Start of Information given

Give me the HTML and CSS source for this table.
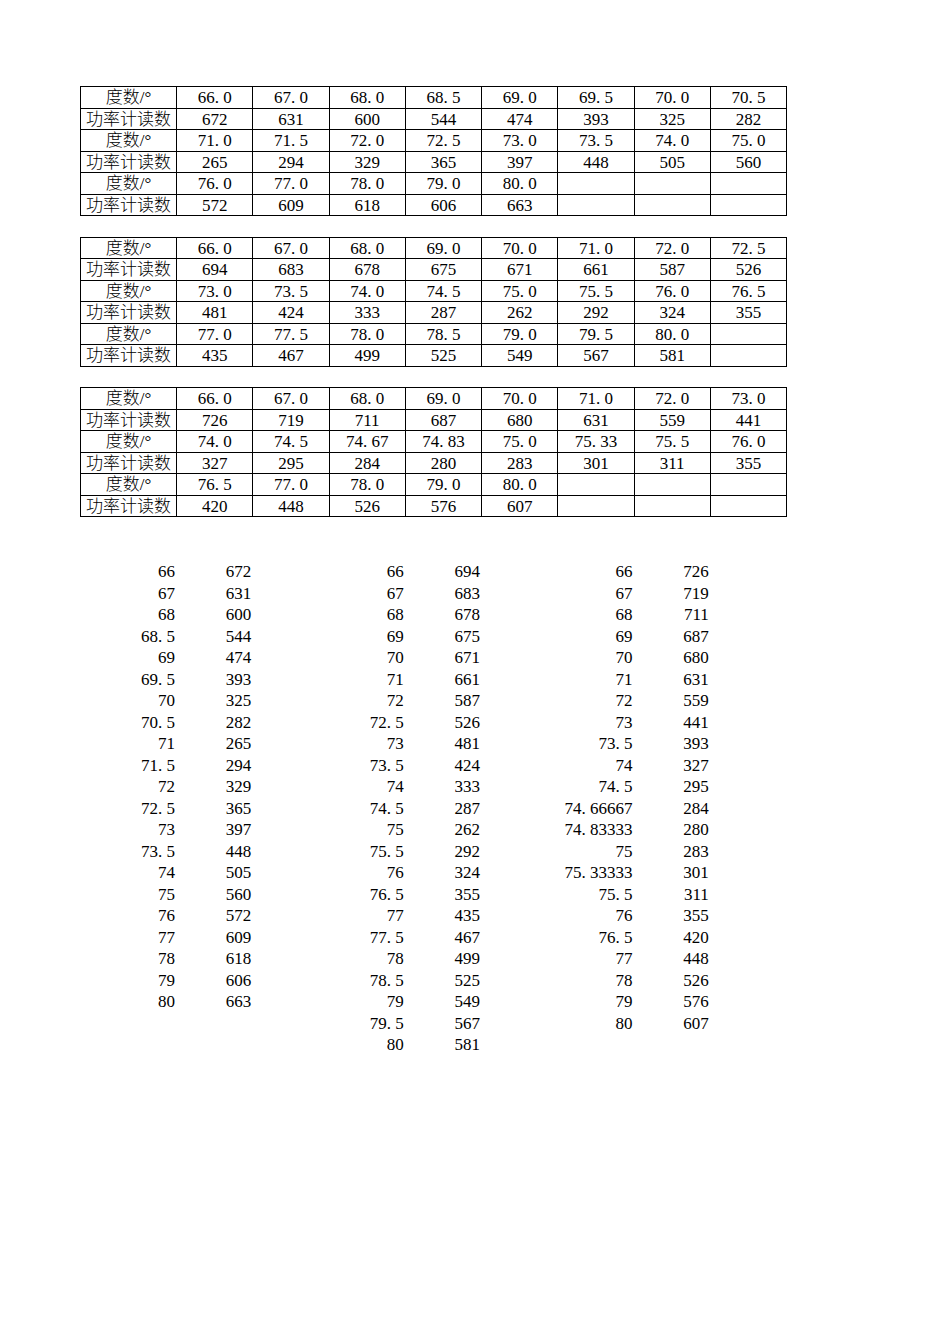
FILE: index.html
```html
<!DOCTYPE html>
<html lang="zh">
<head>
<meta charset="utf-8">
<title>功率计读数</title>
<link rel="stylesheet" href="styles.css">
</head>
<body>
<div class="page">
  <div class="sheet">
    <div class="c h">度数/°</div><div class="c">66<span class="pt">.</span>0</div><div class="c">67<span class="pt">.</span>0</div><div class="c">68<span class="pt">.</span>0</div><div class="c">68<span class="pt">.</span>5</div><div class="c">69<span class="pt">.</span>0</div><div class="c">69<span class="pt">.</span>5</div><div class="c">70<span class="pt">.</span>0</div><div class="c">70<span class="pt">.</span>5</div>
    <div class="c h">功率计读数</div><div class="c">672</div><div class="c">631</div><div class="c">600</div><div class="c">544</div><div class="c">474</div><div class="c">393</div><div class="c">325</div><div class="c">282</div>
    <div class="c h">度数/°</div><div class="c">71<span class="pt">.</span>0</div><div class="c">71<span class="pt">.</span>5</div><div class="c">72<span class="pt">.</span>0</div><div class="c">72<span class="pt">.</span>5</div><div class="c">73<span class="pt">.</span>0</div><div class="c">73<span class="pt">.</span>5</div><div class="c">74<span class="pt">.</span>0</div><div class="c">75<span class="pt">.</span>0</div>
    <div class="c h">功率计读数</div><div class="c">265</div><div class="c">294</div><div class="c">329</div><div class="c">365</div><div class="c">397</div><div class="c">448</div><div class="c">505</div><div class="c">560</div>
    <div class="c h">度数/°</div><div class="c">76<span class="pt">.</span>0</div><div class="c">77<span class="pt">.</span>0</div><div class="c">78<span class="pt">.</span>0</div><div class="c">79<span class="pt">.</span>0</div><div class="c">80<span class="pt">.</span>0</div><div class="c"></div><div class="c"></div><div class="c"></div>
    <div class="c h">功率计读数</div><div class="c">572</div><div class="c">609</div><div class="c">618</div><div class="c">606</div><div class="c">663</div><div class="c"></div><div class="c"></div><div class="c"></div>
  </div>

  <div class="sheet">
    <div class="c h">度数/°</div><div class="c">66<span class="pt">.</span>0</div><div class="c">67<span class="pt">.</span>0</div><div class="c">68<span class="pt">.</span>0</div><div class="c">69<span class="pt">.</span>0</div><div class="c">70<span class="pt">.</span>0</div><div class="c">71<span class="pt">.</span>0</div><div class="c">72<span class="pt">.</span>0</div><div class="c">72<span class="pt">.</span>5</div>
    <div class="c h">功率计读数</div><div class="c">694</div><div class="c">683</div><div class="c">678</div><div class="c">675</div><div class="c">671</div><div class="c">661</div><div class="c">587</div><div class="c">526</div>
    <div class="c h">度数/°</div><div class="c">73<span class="pt">.</span>0</div><div class="c">73<span class="pt">.</span>5</div><div class="c">74<span class="pt">.</span>0</div><div class="c">74<span class="pt">.</span>5</div><div class="c">75<span class="pt">.</span>0</div><div class="c">75<span class="pt">.</span>5</div><div class="c">76<span class="pt">.</span>0</div><div class="c">76<span class="pt">.</span>5</div>
    <div class="c h">功率计读数</div><div class="c">481</div><div class="c">424</div><div class="c">333</div><div class="c">287</div><div class="c">262</div><div class="c">292</div><div class="c">324</div><div class="c">355</div>
    <div class="c h">度数/°</div><div class="c">77<span class="pt">.</span>0</div><div class="c">77<span class="pt">.</span>5</div><div class="c">78<span class="pt">.</span>0</div><div class="c">78<span class="pt">.</span>5</div><div class="c">79<span class="pt">.</span>0</div><div class="c">79<span class="pt">.</span>5</div><div class="c">80<span class="pt">.</span>0</div><div class="c"></div>
    <div class="c h">功率计读数</div><div class="c">435</div><div class="c">467</div><div class="c">499</div><div class="c">525</div><div class="c">549</div><div class="c">567</div><div class="c">581</div><div class="c"></div>
  </div>

  <div class="sheet">
    <div class="c h">度数/°</div><div class="c">66<span class="pt">.</span>0</div><div class="c">67<span class="pt">.</span>0</div><div class="c">68<span class="pt">.</span>0</div><div class="c">69<span class="pt">.</span>0</div><div class="c">70<span class="pt">.</span>0</div><div class="c">71<span class="pt">.</span>0</div><div class="c">72<span class="pt">.</span>0</div><div class="c">73<span class="pt">.</span>0</div>
    <div class="c h">功率计读数</div><div class="c">726</div><div class="c">719</div><div class="c">711</div><div class="c">687</div><div class="c">680</div><div class="c">631</div><div class="c">559</div><div class="c">441</div>
    <div class="c h">度数/°</div><div class="c">74<span class="pt">.</span>0</div><div class="c">74<span class="pt">.</span>5</div><div class="c">74<span class="pt">.</span>67</div><div class="c">74<span class="pt">.</span>83</div><div class="c">75<span class="pt">.</span>0</div><div class="c">75<span class="pt">.</span>33</div><div class="c">75<span class="pt">.</span>5</div><div class="c">76<span class="pt">.</span>0</div>
    <div class="c h">功率计读数</div><div class="c">327</div><div class="c">295</div><div class="c">284</div><div class="c">280</div><div class="c">283</div><div class="c">301</div><div class="c">311</div><div class="c">355</div>
    <div class="c h">度数/°</div><div class="c">76<span class="pt">.</span>5</div><div class="c">77<span class="pt">.</span>0</div><div class="c">78<span class="pt">.</span>0</div><div class="c">79<span class="pt">.</span>0</div><div class="c">80<span class="pt">.</span>0</div><div class="c"></div><div class="c"></div><div class="c"></div>
    <div class="c h">功率计读数</div><div class="c">420</div><div class="c">448</div><div class="c">526</div><div class="c">576</div><div class="c">607</div><div class="c"></div><div class="c"></div><div class="c"></div>
  </div>

  <div class="lists">
    <div class="list list-a">
      <div class="v">66</div><div class="v">672</div>
      <div class="v">67</div><div class="v">631</div>
      <div class="v">68</div><div class="v">600</div>
      <div class="v">68<span class="pt">.</span>5</div><div class="v">544</div>
      <div class="v">69</div><div class="v">474</div>
      <div class="v">69<span class="pt">.</span>5</div><div class="v">393</div>
      <div class="v">70</div><div class="v">325</div>
      <div class="v">70<span class="pt">.</span>5</div><div class="v">282</div>
      <div class="v">71</div><div class="v">265</div>
      <div class="v">71<span class="pt">.</span>5</div><div class="v">294</div>
      <div class="v">72</div><div class="v">329</div>
      <div class="v">72<span class="pt">.</span>5</div><div class="v">365</div>
      <div class="v">73</div><div class="v">397</div>
      <div class="v">73<span class="pt">.</span>5</div><div class="v">448</div>
      <div class="v">74</div><div class="v">505</div>
      <div class="v">75</div><div class="v">560</div>
      <div class="v">76</div><div class="v">572</div>
      <div class="v">77</div><div class="v">609</div>
      <div class="v">78</div><div class="v">618</div>
      <div class="v">79</div><div class="v">606</div>
      <div class="v">80</div><div class="v">663</div>
    </div>
    <div class="list list-b">
      <div class="v">66</div><div class="v">694</div>
      <div class="v">67</div><div class="v">683</div>
      <div class="v">68</div><div class="v">678</div>
      <div class="v">69</div><div class="v">675</div>
      <div class="v">70</div><div class="v">671</div>
      <div class="v">71</div><div class="v">661</div>
      <div class="v">72</div><div class="v">587</div>
      <div class="v">72<span class="pt">.</span>5</div><div class="v">526</div>
      <div class="v">73</div><div class="v">481</div>
      <div class="v">73<span class="pt">.</span>5</div><div class="v">424</div>
      <div class="v">74</div><div class="v">333</div>
      <div class="v">74<span class="pt">.</span>5</div><div class="v">287</div>
      <div class="v">75</div><div class="v">262</div>
      <div class="v">75<span class="pt">.</span>5</div><div class="v">292</div>
      <div class="v">76</div><div class="v">324</div>
      <div class="v">76<span class="pt">.</span>5</div><div class="v">355</div>
      <div class="v">77</div><div class="v">435</div>
      <div class="v">77<span class="pt">.</span>5</div><div class="v">467</div>
      <div class="v">78</div><div class="v">499</div>
      <div class="v">78<span class="pt">.</span>5</div><div class="v">525</div>
      <div class="v">79</div><div class="v">549</div>
      <div class="v">79<span class="pt">.</span>5</div><div class="v">567</div>
      <div class="v">80</div><div class="v">581</div>
    </div>
    <div class="list list-c">
      <div class="v">66</div><div class="v">726</div>
      <div class="v">67</div><div class="v">719</div>
      <div class="v">68</div><div class="v">711</div>
      <div class="v">69</div><div class="v">687</div>
      <div class="v">70</div><div class="v">680</div>
      <div class="v">71</div><div class="v">631</div>
      <div class="v">72</div><div class="v">559</div>
      <div class="v">73</div><div class="v">441</div>
      <div class="v">73<span class="pt">.</span>5</div><div class="v">393</div>
      <div class="v">74</div><div class="v">327</div>
      <div class="v">74<span class="pt">.</span>5</div><div class="v">295</div>
      <div class="v">74<span class="pt">.</span>66667</div><div class="v">284</div>
      <div class="v">74<span class="pt">.</span>83333</div><div class="v">280</div>
      <div class="v">75</div><div class="v">283</div>
      <div class="v">75<span class="pt">.</span>33333</div><div class="v">301</div>
      <div class="v">75<span class="pt">.</span>5</div><div class="v">311</div>
      <div class="v">76</div><div class="v">355</div>
      <div class="v">76<span class="pt">.</span>5</div><div class="v">420</div>
      <div class="v">77</div><div class="v">448</div>
      <div class="v">78</div><div class="v">526</div>
      <div class="v">79</div><div class="v">576</div>
      <div class="v">80</div><div class="v">607</div>
    </div>
  </div>
</div>
</body>
</html>
```

FILE: styles.css
```css
html, body {
  margin: 0;
  padding: 0;
  background: #ffffff;
}

body {
  font-family: "Liberation Serif", "Noto Sans CJK SC", serif;
  font-size: 17px;
  color: #000000;
}

.page {
  padding: 86px 0 0 80px;
}

.sheet {
  display: grid;
  grid-template-columns: 96px repeat(8, 76.25px);
  grid-auto-rows: 21.5px;
  width: max-content;
  border-top: 1px solid #000;
  border-left: 1px solid #000;
  margin-bottom: 20.5px;
}

.c {
  box-sizing: border-box;
  border-right: 1px solid #000;
  border-bottom: 1px solid #000;
  text-align: center;
  padding-top: 1px;
  line-height: 19.5px;
  white-space: nowrap;
  overflow: hidden;
}

.h {
  font-weight: 300;
}

.pt {
  display: inline-block;
  width: 0.5em;
  text-align: left;
}

.lists {
  display: grid;
  grid-template-columns: 97px repeat(8, 76.25px);
  align-items: start;
  margin-top: 42px;
}

.list {
  display: grid;
  grid-auto-rows: 21.5px;
}

.list-a {
  grid-column: 1 / 3;
  grid-template-columns: 97px 76.25px;
}

.list-b {
  grid-column: 4 / 6;
  grid-template-columns: 76.25px 76.25px;
}

.list-c {
  grid-column: 7 / 9;
  grid-template-columns: 76.25px 76.25px;
}

.v {
  text-align: right;
  padding: 5px 2px 0 0;
  line-height: 16.5px;
  white-space: nowrap;
}
```
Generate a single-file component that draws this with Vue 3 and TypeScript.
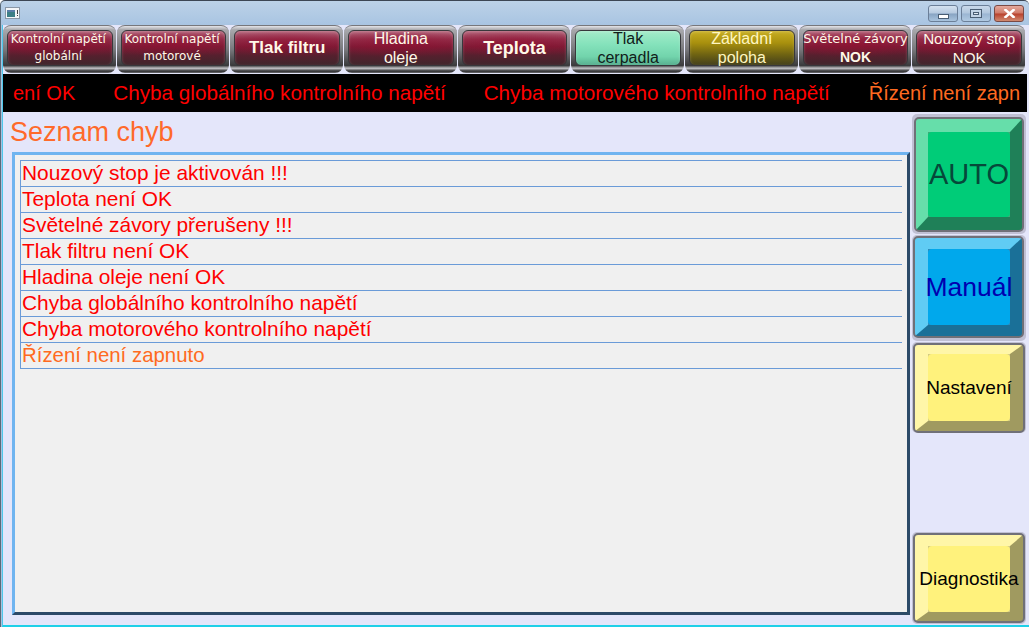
<script setup lang="ts">
interface TopButton { lines: string[]; tone: string; kind: string }
const topButtons: TopButton[] = [
  { lines: ['Kontrolní napětí', 'globální'], tone: 'red', kind: 'small' },
  { lines: ['Kontrolní napětí', 'motorové'], tone: 'red', kind: 'small' },
  { lines: ['Tlak filtru'], tone: 'red', kind: 'bold' },
  { lines: ['Hladina', 'oleje'], tone: 'red', kind: 'plain' },
  { lines: ['Teplota'], tone: 'red', kind: 'boldlg' },
  { lines: ['Tlak', 'cerpadla'], tone: 'green', kind: 'plain' },
  { lines: ['Základní', 'poloha'], tone: 'yellow', kind: 'plain' },
  { lines: ['Světelné závory', 'NOK'], tone: 'red', kind: 'mixed' },
  { lines: ['Nouzový stop', 'NOK'], tone: 'red', kind: 'narrow' },
]
const ticker = [
  { text: 'ení OK', warn: false, tail: true },
  { text: 'Chyba globálního kontrolního napětí', warn: false, tail: false },
  { text: 'Chyba motorového kontrolního napětí', warn: false, tail: false },
  { text: 'Řízení není zapn', warn: true, tail: true },
]
const errors = [
  { text: 'Nouzový stop je aktivován !!!', warn: false },
  { text: 'Teplota není OK', warn: false },
  { text: 'Světelné závory přerušeny !!!', warn: false },
  { text: 'Tlak filtru není OK', warn: false },
  { text: 'Hladina oleje není OK', warn: false },
  { text: 'Chyba globálního kontrolního napětí', warn: false },
  { text: 'Chyba motorového kontrolního napětí', warn: false },
  { text: 'Řízení není zapnuto', warn: true },
]
</script>

<template>
  <div class="window">
    <header class="titlebar">
      <svg class="app-icon" width="15" height="12" viewBox="0 0 15 12">
        <rect x="0.5" y="0.5" width="14" height="11" fill="#f4f6f8" stroke="#8a97a6" />
        <rect x="2" y="3" width="8" height="7" fill="#3d7f86" />
        <rect x="2" y="3" width="8" height="2" fill="#5a7ea8" />
        <rect x="12" y="3" width="1" height="4" fill="#404040" />
        <rect x="12" y="8" width="1" height="1" fill="#404040" />
      </svg>
      <div class="controls">
        <div class="ctl ctl-min"><span class="glyph-min"></span></div>
        <div class="ctl ctl-max"><span class="glyph-max"></span></div>
        <div class="ctl ctl-close">
          <svg width="13" height="9" viewBox="0 0 13 9">
            <path d="M2.5 1 L10.5 8 M10.5 1 L2.5 8" stroke="#fff" stroke-width="2.6" stroke-linecap="square" />
          </svg>
        </div>
      </div>
    </header>
    <div class="client">
      <nav class="topbar">
        <div v-for="(b, i) in topButtons" :key="i" class="gloss">
          <div class="gloss-face" :class="['tone-' + b.tone, 'kind-' + b.kind]">
            <span v-for="(l, j) in b.lines" :key="j" class="gloss-line">{{ l }}</span>
          </div>
        </div>
      </nav>
      <div class="ticker">
        <span v-for="(t, i) in ticker" :key="i" :class="{ warn: t.warn, tail: t.tail }">{{ t.text }}</span>
      </div>
      <div class="main">
        <section class="left">
          <h1 class="heading">Seznam chyb</h1>
          <div class="panel">
            <ul class="list">
              <li v-for="(e, i) in errors" :key="i" :class="{ warn: e.warn }">{{ e.text }}</li>
            </ul>
          </div>
        </section>
        <aside class="side">
          <div class="key key-green"><div class="key-body"><div class="key-face"><span class="key-text key-auto">AUTO</span></div></div></div>
          <div class="key key-blue"><div class="key-body"><div class="key-face"><span class="key-text key-man">Manuál</span></div></div></div>
          <div class="key key-yellow"><div class="key-body"><div class="key-face"><span class="key-text">Nastavení</span></div></div></div>
          <div class="key key-yellow key-last"><div class="key-body"><div class="key-face"><span class="key-text">Diagnostika</span></div></div></div>
        </aside>
      </div>
    </div>
  </div>
</template>

<style>
html, body { margin: 0; padding: 0; overflow: hidden; }
</style>

<style scoped>
.window {
  width: 1029px;
  height: 627px;
  box-sizing: border-box;
  display: flex;
  flex-direction: column;
  font-family: "Liberation Sans", Arial, sans-serif;
  background: linear-gradient(#bcd2e8, #a4c1e0 30px, #a4c1e0);
  border-top: 1px solid #3c4654;
  border-left: 1px solid #5a6a78;
  border-radius: 5px 5px 0 0;
  overflow: hidden;
}
.titlebar {
  height: 24px;
  flex: none;
  display: flex;
  align-items: flex-start;
  justify-content: space-between;
  padding: 6px 0 0 4px;
  box-sizing: border-box;
}
.controls { display: flex; gap: 3px; margin: -2px 5px 0 0; }
.ctl {
  width: 30px;
  height: 17px;
  box-sizing: border-box;
  border: 1px solid #6b7f98;
  border-radius: 3px;
  display: flex;
  align-items: center;
  justify-content: center;
}
.ctl-min { background: linear-gradient(#d5e2f0 0%, #b5c9df 48%, #87a3c2 52%, #a9c4de 100%); }
.ctl-max { background: linear-gradient(#c9d9ea 0%, #b0c6dd 48%, #9ab5d2 52%, #b1cae2 100%); }
.ctl-close { background: linear-gradient(#e4a99c 0%, #cf7a68 48%, #b8402c 52%, #d08a70 100%); border-color: #7a4a44; }
.glyph-min { width: 11px; height: 5px; margin-top: 6px; background: #fff; border: 1px solid #4a5e74; box-sizing: border-box; }
.glyph-max { width: 12px; height: 9px; border: 1px solid #4a5e74; box-sizing: border-box; background: #c3d4e6; position: relative; }
.glyph-max::after { content: ""; position: absolute; left: 2px; top: 2px; width: 6px; height: 3px; border: 1px solid #4a5e74; box-sizing: border-box; background: #e2ebf4; }

.client {
  flex: 1;
  min-height: 0;
  margin-left: 1px;
  background: #e4e6fa;
  display: flex;
  flex-direction: column;
  border-left: 1px solid #4ec8ea;
  border-bottom: 2px solid #20d0e8;
}
.topbar {
  height: 49px;
  flex: none;
  display: grid;
  grid-template-columns: repeat(9, minmax(0, 1fr));
  column-gap: 1px;
  padding-right: 4px;
  box-sizing: border-box;
}
.gloss {
  height: 48px;
  min-width: 0;
  box-sizing: border-box;
  border-radius: 8px;
  border-top: 1px solid #77777b;
  background: linear-gradient(#e4e4e8 0%, #a8a8ac 8%, #78787c 50%, #3a3a3c 84%, #c4c4c8 90%, #2c2c2e 96%, #707074 100%);
  padding: 4px 3px 7px 4px;
  display: flex;
}
.gloss-face {
  flex: 1;
  min-width: 0;
  border-radius: 6px;
  border: 1px solid #38383c;
  box-shadow: inset 0 1px 3px rgba(255, 255, 255, 0.22);
  display: flex;
  flex-direction: column;
  align-items: center;
  justify-content: center;
  box-sizing: border-box;
  white-space: nowrap;
}
.tone-red {
  background:
    radial-gradient(ellipse 70% 40% at 50% 38%, rgba(150, 10, 45, 0.55), rgba(150, 10, 45, 0) 100%),
    linear-gradient(#b5647a 0%, #94304c 24%, #7c1c36 46%, #56202e 72%, #40262c 100%);
  color: #fff8e8;
}
.tone-green {
  background: linear-gradient(#a4ecc9 0%, #84e2bb 40%, #72d4ac 75%, #58b090 100%);
  color: #10201a;
}
.tone-yellow {
  background: linear-gradient(#c8ae22 0%, #a8900e 35%, #6e6212 70%, #44401c 100%);
  color: #fff6c0;
}
.gloss-line { display: block; }
.kind-small { font-family: "DejaVu Sans", sans-serif; font-size: 12px; line-height: 17px; padding-right: 3px; }
.kind-bold { font-size: 17px; font-weight: 700; line-height: 22px; }
.kind-boldlg { font-size: 18px; font-weight: 700; line-height: 22px; }
.kind-plain { font-size: 16px; line-height: 19px; }
.kind-narrow { font-size: 15.2px; line-height: 19px; }
.kind-mixed { font-family: "DejaVu Sans", sans-serif; font-size: 13px; line-height: 19px; }
.kind-mixed .gloss-line + .gloss-line { font-family: "Liberation Sans", sans-serif; font-size: 14px; font-weight: 700; }

.ticker {
  height: 38px;
  flex: none;
  margin-right: 2px;
  background: #000;
  color: #ff0000;
  font-size: 20.7px;
  display: flex;
  align-items: center;
  gap: 38px;
  padding-left: 10px;
  white-space: nowrap;
  overflow: hidden;
}
.ticker .tail { font-size: 20px; }
.ticker .warn { color: #ff6a20; margin-left: 1px; }

.main { flex: 1; min-height: 0; display: flex; }
.left { flex: 1; min-width: 0; display: flex; flex-direction: column; padding: 5px 2px 10px 9px; }
.heading { margin: 0 0 4px -2px; font-size: 27px; font-weight: 400; line-height: 31px; color: #ff6a2a; }
.panel {
  flex: 1;
  background: #f0f0f0;
  border-left: 3px solid #6fb4f0;
  border-top: 3px solid #6fb4f0;
  border-right: 3px solid #2c4a68;
  border-bottom: 3px solid #2c4a68;
  padding: 5px 5px 0 5px;
}
.list {
  list-style: none;
  margin: 0;
  padding: 0;
  border-left: 1px solid #6a9bd8;
  border-bottom: 1px solid #6a9bd8;
}
.list li {
  height: 26px;
  box-sizing: border-box;
  border-top: 1px solid #6a9bd8;
  color: #ff0000;
  font-size: 20.9px;
  line-height: 24px;
  padding-left: 1px;
}
.list li.warn { color: #ff6a20; font-size: 20.4px; }

.side { width: 114px; margin-right: 3px; flex: none; display: flex; flex-direction: column; gap: 1px; padding: 2px 0 1px 0; box-sizing: border-box; }
.key {
  box-sizing: border-box;
  border-radius: 5px;
  background: #c0c0d4;
  display: flex;
}
.key-green { height: 120px; padding: 4px 3px 3px 3px; }
.key-blue { height: 106px; padding: 2px 3px 4px 2px; }
.key-yellow { height: 91px; padding: 2px 2px 1px 2px; }
.key-last { margin-top: auto; height: 92px; padding: 2px 2px 2px 2px; }
.key-body {
  flex: 1;
  min-width: 0;
  box-sizing: border-box;
  border-style: solid;
  border-width: 14px 13px;
  border-radius: 4px;
  outline: 2px solid #707078;
  outline-offset: -1px;
  display: flex;
  white-space: nowrap;
}
.key-blue .key-body { border-width: 12px 13px 12px 14px; }
.key-yellow .key-body { border-width: 10px 14px 11px 14px; }
.key-last .key-body { border-width: 12px 14px 10px 14px; }
.key-face {
  flex: 1;
  min-width: 0;
  border-radius: 4px;
  display: flex;
  align-items: center;
  justify-content: center;
}
.key-green .key-body { background: #40a878; border-color: #66deaa #1f8058 #1f8058 #66deaa; }
.key-green .key-face { background: #00cc78; }
.key-blue .key-body { background: #3088b8; border-color: #60ccf4 #1a7098 #1a7098 #60ccf4; }
.key-blue .key-face { background: #00a8ec; }
.key-yellow .key-body { background: #d0c884; border-color: #fff6a8 #a09a60 #a09a60 #fff6a8; }
.key-yellow .key-face { background: #fff27c; }
.key-text { font-size: 19px; color: #000; }
.key-auto { font-size: 29px; color: #06483a; }
.key-man { font-size: 26.5px; color: #0000b0; }
</style>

End of Information given

Supply the count of lines in the entries that contain the word "this", and nothing besides.

2